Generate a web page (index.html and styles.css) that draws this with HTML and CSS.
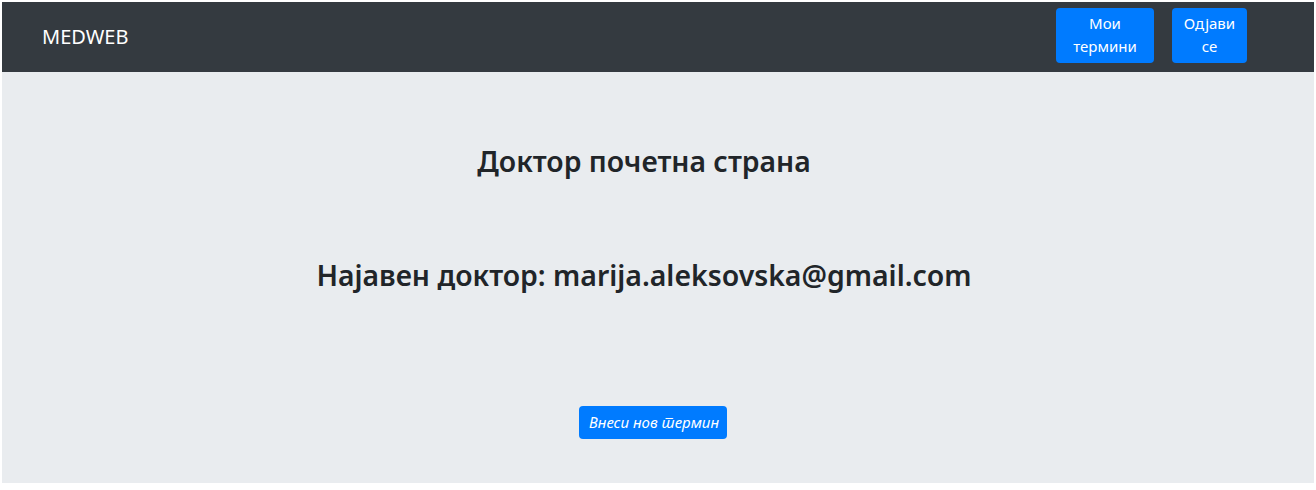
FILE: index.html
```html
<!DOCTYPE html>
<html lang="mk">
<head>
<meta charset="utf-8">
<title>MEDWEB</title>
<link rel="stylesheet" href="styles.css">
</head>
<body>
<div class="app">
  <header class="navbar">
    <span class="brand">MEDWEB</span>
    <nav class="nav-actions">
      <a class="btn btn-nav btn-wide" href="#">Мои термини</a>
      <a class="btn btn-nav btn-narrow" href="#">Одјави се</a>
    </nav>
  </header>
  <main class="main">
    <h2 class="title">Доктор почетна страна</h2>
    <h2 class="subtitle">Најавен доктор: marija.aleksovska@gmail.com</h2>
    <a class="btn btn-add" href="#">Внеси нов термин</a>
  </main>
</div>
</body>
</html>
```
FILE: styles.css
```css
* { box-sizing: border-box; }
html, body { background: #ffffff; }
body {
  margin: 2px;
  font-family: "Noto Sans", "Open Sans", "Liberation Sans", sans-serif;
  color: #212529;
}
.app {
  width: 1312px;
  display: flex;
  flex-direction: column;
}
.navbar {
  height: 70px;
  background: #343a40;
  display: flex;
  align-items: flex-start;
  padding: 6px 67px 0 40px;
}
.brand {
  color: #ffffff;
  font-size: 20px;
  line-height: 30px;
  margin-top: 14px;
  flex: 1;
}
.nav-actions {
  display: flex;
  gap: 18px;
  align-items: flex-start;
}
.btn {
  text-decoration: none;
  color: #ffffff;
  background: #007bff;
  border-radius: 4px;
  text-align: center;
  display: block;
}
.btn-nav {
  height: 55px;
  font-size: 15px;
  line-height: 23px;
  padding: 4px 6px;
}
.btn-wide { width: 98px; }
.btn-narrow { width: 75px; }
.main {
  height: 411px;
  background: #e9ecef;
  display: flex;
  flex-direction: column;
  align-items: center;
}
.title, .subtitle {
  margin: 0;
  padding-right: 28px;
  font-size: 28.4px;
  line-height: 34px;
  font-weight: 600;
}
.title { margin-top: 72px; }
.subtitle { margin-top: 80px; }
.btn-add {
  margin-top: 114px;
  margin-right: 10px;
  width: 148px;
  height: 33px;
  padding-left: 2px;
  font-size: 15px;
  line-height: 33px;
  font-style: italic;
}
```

Written problem>
Print each line of the material above exactly, with the pictures removed from your copy.

Output for this task>
Generate a web page (index.html and styles.css) that draws this with HTML and CSS.
FILE: index.html
```html
<!DOCTYPE html>
<html lang="mk">
<head>
<meta charset="utf-8">
<title>MEDWEB</title>
<link rel="stylesheet" href="styles.css">
</head>
<body>
<div class="app">
  <header class="navbar">
    <span class="brand">MEDWEB</span>
    <nav class="nav-actions">
      <a class="btn btn-nav btn-wide" href="#">Мои термини</a>
      <a class="btn btn-nav btn-narrow" href="#">Одјави се</a>
    </nav>
  </header>
  <main class="main">
    <h2 class="title">Доктор почетна страна</h2>
    <h2 class="subtitle">Најавен доктор: marija.aleksovska@gmail.com</h2>
    <a class="btn btn-add" href="#">Внеси нов термин</a>
  </main>
</div>
</body>
</html>
```
FILE: styles.css
```css
* { box-sizing: border-box; }
html, body { background: #ffffff; }
body {
  margin: 2px;
  font-family: "Noto Sans", "Open Sans", "Liberation Sans", sans-serif;
  color: #212529;
}
.app {
  width: 1312px;
  display: flex;
  flex-direction: column;
}
.navbar {
  height: 70px;
  background: #343a40;
  display: flex;
  align-items: flex-start;
  padding: 6px 67px 0 40px;
}
.brand {
  color: #ffffff;
  font-size: 20px;
  line-height: 30px;
  margin-top: 14px;
  flex: 1;
}
.nav-actions {
  display: flex;
  gap: 18px;
  align-items: flex-start;
}
.btn {
  text-decoration: none;
  color: #ffffff;
  background: #007bff;
  border-radius: 4px;
  text-align: center;
  display: block;
}
.btn-nav {
  height: 55px;
  font-size: 15px;
  line-height: 23px;
  padding: 4px 6px;
}
.btn-wide { width: 98px; }
.btn-narrow { width: 75px; }
.main {
  height: 411px;
  background: #e9ecef;
  display: flex;
  flex-direction: column;
  align-items: center;
}
.title, .subtitle {
  margin: 0;
  padding-right: 28px;
  font-size: 28.4px;
  line-height: 34px;
  font-weight: 600;
}
.title { margin-top: 72px; }
.subtitle { margin-top: 80px; }
.btn-add {
  margin-top: 114px;
  margin-right: 10px;
  width: 148px;
  height: 33px;
  padding-left: 2px;
  font-size: 15px;
  line-height: 33px;
  font-style: italic;
}
```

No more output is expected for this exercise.